>> Start Stored data

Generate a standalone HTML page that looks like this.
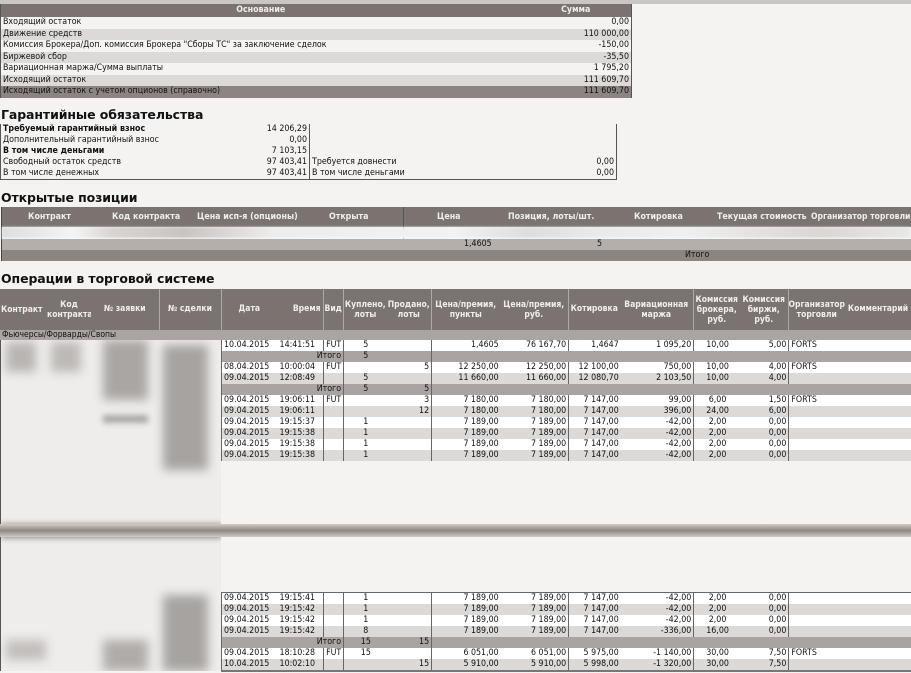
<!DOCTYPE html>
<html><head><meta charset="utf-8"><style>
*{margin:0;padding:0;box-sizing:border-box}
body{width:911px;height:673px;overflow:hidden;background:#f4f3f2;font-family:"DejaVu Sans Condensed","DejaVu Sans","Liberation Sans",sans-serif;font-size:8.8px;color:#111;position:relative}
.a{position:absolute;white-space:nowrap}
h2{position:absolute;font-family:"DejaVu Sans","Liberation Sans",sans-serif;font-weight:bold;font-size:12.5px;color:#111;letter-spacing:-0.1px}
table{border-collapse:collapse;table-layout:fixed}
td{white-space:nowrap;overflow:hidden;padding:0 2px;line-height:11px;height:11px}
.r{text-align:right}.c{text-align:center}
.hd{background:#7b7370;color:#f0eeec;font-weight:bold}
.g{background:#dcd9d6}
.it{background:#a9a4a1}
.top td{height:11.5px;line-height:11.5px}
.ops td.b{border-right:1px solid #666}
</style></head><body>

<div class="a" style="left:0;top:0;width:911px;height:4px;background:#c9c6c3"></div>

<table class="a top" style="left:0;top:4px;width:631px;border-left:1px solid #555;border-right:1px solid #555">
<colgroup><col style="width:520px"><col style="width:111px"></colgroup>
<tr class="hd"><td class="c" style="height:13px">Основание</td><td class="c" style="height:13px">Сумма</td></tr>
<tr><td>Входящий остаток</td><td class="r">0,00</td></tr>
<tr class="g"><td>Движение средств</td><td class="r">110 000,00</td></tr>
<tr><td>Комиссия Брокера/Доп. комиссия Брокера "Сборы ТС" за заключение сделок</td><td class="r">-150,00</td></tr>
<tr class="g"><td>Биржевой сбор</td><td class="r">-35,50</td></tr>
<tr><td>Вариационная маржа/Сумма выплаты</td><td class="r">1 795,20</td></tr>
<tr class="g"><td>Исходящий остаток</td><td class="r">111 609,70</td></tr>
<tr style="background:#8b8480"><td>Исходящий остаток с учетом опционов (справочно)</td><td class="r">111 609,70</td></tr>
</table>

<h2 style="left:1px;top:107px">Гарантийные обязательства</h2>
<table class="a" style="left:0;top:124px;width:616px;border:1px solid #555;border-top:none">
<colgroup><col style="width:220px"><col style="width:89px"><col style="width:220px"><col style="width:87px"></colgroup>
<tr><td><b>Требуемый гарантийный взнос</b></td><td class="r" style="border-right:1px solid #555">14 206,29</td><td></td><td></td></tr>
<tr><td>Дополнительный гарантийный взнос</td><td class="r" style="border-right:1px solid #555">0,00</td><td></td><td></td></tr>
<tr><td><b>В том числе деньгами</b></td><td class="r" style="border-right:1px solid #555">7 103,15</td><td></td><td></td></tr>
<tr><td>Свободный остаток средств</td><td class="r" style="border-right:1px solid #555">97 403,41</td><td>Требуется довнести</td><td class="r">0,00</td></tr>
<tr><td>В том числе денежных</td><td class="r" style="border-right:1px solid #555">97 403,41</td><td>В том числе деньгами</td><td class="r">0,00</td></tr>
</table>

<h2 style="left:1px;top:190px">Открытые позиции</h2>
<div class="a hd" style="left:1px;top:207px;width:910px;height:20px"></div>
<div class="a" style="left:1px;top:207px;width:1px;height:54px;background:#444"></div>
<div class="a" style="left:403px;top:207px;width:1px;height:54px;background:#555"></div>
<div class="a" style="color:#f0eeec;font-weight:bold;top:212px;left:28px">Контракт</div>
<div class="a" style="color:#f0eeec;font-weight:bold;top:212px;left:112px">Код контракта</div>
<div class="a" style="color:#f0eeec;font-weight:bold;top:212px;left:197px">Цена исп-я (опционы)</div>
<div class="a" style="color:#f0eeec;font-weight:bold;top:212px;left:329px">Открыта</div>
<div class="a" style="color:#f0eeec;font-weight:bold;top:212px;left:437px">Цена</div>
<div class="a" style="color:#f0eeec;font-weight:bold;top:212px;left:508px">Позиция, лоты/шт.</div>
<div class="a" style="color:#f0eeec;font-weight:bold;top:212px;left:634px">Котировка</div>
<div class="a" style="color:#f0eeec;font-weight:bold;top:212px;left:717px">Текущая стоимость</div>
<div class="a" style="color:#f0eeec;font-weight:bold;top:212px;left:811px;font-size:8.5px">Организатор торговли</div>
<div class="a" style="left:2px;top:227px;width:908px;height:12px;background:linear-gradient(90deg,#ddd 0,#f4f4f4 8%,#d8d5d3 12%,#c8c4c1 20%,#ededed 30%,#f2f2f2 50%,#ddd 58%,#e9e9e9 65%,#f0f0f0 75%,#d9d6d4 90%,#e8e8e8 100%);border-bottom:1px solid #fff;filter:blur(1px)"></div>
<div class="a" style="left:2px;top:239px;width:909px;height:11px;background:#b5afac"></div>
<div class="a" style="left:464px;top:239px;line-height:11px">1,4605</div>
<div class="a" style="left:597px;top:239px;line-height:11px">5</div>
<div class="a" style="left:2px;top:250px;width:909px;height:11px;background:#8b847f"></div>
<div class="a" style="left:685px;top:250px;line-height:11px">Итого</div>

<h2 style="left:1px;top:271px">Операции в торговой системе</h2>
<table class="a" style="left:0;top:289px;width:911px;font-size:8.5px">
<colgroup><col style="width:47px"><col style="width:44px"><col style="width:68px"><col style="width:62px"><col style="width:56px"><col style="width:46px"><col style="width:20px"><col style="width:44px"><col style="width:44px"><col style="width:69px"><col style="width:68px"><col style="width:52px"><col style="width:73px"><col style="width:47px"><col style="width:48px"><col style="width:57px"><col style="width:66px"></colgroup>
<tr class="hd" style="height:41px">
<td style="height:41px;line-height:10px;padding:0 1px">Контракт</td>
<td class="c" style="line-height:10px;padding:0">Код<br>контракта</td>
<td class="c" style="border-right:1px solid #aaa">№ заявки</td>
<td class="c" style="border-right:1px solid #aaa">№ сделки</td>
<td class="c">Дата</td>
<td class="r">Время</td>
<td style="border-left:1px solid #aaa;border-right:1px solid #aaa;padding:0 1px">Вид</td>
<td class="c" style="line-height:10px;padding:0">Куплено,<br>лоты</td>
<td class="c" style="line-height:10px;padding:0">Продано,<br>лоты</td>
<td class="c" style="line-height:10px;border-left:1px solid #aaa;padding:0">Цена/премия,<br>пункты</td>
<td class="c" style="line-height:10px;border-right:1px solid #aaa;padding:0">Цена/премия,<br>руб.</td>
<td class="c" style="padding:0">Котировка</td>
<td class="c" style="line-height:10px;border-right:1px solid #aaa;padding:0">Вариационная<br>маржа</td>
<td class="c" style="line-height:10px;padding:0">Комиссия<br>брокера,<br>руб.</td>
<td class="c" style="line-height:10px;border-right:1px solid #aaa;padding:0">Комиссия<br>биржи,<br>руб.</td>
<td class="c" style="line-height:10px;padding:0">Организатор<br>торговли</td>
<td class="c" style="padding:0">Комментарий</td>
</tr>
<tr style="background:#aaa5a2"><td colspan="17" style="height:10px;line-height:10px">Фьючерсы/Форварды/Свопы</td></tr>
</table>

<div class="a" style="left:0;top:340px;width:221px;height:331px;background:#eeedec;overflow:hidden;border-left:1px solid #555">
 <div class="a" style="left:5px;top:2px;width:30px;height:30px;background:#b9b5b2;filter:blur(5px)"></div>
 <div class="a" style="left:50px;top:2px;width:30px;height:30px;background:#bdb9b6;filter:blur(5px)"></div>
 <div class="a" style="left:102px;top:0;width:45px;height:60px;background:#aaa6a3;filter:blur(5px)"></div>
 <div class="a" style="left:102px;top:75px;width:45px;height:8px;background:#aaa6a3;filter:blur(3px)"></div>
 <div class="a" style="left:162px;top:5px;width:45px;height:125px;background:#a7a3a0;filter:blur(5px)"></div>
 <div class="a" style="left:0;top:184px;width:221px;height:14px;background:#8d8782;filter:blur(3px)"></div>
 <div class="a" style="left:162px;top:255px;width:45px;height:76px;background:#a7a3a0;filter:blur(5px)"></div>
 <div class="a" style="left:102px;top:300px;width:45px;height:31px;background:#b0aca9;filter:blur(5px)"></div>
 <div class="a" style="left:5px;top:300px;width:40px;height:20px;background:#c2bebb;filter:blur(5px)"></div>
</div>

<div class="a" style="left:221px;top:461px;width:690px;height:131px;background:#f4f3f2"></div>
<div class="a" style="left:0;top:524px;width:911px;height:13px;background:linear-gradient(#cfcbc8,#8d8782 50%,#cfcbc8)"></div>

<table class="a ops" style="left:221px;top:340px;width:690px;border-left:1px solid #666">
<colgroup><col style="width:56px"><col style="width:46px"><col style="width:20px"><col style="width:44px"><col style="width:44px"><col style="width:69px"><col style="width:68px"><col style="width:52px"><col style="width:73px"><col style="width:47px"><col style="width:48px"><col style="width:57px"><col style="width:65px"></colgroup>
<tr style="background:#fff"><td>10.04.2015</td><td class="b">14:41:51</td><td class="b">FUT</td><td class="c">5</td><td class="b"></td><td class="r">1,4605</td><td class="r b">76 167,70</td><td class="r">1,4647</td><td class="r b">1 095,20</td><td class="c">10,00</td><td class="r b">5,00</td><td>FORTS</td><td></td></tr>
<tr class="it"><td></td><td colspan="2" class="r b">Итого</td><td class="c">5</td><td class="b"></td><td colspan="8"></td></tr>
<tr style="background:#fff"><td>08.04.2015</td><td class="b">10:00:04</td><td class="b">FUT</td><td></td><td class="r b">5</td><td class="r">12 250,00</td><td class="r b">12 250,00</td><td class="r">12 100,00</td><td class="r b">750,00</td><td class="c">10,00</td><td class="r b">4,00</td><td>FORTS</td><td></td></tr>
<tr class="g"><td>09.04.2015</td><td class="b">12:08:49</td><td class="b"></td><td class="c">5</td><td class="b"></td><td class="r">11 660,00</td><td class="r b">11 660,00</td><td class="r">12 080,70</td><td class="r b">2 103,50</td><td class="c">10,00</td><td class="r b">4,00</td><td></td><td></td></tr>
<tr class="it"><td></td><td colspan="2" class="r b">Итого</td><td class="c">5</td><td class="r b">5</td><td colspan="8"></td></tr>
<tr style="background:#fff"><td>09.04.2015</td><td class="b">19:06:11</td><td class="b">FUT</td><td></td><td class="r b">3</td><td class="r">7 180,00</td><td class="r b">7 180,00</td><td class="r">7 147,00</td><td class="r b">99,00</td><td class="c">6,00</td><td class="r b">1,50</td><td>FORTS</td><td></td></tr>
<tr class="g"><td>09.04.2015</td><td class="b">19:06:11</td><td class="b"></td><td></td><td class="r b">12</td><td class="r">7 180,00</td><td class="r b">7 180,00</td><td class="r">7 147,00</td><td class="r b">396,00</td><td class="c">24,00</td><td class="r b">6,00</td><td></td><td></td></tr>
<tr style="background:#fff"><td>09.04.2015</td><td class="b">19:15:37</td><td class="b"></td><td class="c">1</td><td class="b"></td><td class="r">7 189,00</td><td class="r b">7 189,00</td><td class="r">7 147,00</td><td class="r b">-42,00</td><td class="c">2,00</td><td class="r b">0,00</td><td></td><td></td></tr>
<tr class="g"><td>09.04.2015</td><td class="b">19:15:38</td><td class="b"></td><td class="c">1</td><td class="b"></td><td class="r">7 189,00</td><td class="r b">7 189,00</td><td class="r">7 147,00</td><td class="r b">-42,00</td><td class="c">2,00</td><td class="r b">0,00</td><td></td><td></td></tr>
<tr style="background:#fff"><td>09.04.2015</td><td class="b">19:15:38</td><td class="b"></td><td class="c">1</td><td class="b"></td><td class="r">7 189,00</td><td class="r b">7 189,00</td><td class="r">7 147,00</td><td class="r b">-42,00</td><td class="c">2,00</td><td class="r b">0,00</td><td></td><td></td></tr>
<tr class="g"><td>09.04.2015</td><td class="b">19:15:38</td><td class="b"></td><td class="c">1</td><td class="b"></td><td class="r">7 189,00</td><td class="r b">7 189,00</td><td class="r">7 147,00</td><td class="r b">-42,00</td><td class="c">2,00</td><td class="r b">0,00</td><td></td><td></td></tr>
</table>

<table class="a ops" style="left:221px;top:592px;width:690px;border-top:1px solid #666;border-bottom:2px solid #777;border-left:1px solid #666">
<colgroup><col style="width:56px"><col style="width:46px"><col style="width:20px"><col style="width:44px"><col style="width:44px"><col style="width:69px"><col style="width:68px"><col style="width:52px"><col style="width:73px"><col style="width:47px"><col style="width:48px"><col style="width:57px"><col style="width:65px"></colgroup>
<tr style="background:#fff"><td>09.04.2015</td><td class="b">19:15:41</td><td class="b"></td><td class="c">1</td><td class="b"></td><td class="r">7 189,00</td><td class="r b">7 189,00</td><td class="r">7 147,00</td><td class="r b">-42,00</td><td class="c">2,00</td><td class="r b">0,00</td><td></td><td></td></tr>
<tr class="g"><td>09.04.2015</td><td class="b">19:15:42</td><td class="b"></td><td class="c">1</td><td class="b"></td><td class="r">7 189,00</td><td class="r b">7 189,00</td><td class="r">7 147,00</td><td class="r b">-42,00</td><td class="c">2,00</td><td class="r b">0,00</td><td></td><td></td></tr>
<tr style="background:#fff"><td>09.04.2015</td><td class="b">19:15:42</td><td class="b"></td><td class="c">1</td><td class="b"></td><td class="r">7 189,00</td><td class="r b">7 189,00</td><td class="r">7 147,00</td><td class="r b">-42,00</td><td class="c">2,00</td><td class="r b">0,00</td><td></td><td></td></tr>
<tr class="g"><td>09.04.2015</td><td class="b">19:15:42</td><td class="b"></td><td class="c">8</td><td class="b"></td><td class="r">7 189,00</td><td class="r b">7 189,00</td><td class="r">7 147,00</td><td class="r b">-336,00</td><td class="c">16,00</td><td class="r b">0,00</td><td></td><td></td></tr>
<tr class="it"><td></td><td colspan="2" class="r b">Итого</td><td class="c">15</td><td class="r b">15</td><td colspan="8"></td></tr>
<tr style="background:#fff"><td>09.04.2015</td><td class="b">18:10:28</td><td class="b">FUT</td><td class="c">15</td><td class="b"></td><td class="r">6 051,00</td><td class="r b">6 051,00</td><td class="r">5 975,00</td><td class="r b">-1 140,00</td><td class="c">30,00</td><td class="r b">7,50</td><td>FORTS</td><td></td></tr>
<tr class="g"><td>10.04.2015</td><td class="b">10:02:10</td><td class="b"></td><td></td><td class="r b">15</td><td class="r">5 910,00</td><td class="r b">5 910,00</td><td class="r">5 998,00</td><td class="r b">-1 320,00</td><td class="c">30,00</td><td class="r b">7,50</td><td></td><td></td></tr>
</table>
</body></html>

>> End Stored data

Direction.
Return nothing but the lines running from the start of the data to the line with "</style></head><body>", please, both ends included and no pictures.

Exercise output.
Generate a standalone HTML page that looks like this.
<!DOCTYPE html>
<html><head><meta charset="utf-8"><style>
*{margin:0;padding:0;box-sizing:border-box}
body{width:911px;height:673px;overflow:hidden;background:#f4f3f2;font-family:"DejaVu Sans Condensed","DejaVu Sans","Liberation Sans",sans-serif;font-size:8.8px;color:#111;position:relative}
.a{position:absolute;white-space:nowrap}
h2{position:absolute;font-family:"DejaVu Sans","Liberation Sans",sans-serif;font-weight:bold;font-size:12.5px;color:#111;letter-spacing:-0.1px}
table{border-collapse:collapse;table-layout:fixed}
td{white-space:nowrap;overflow:hidden;padding:0 2px;line-height:11px;height:11px}
.r{text-align:right}.c{text-align:center}
.hd{background:#7b7370;color:#f0eeec;font-weight:bold}
.g{background:#dcd9d6}
.it{background:#a9a4a1}
.top td{height:11.5px;line-height:11.5px}
.ops td.b{border-right:1px solid #666}
</style></head><body>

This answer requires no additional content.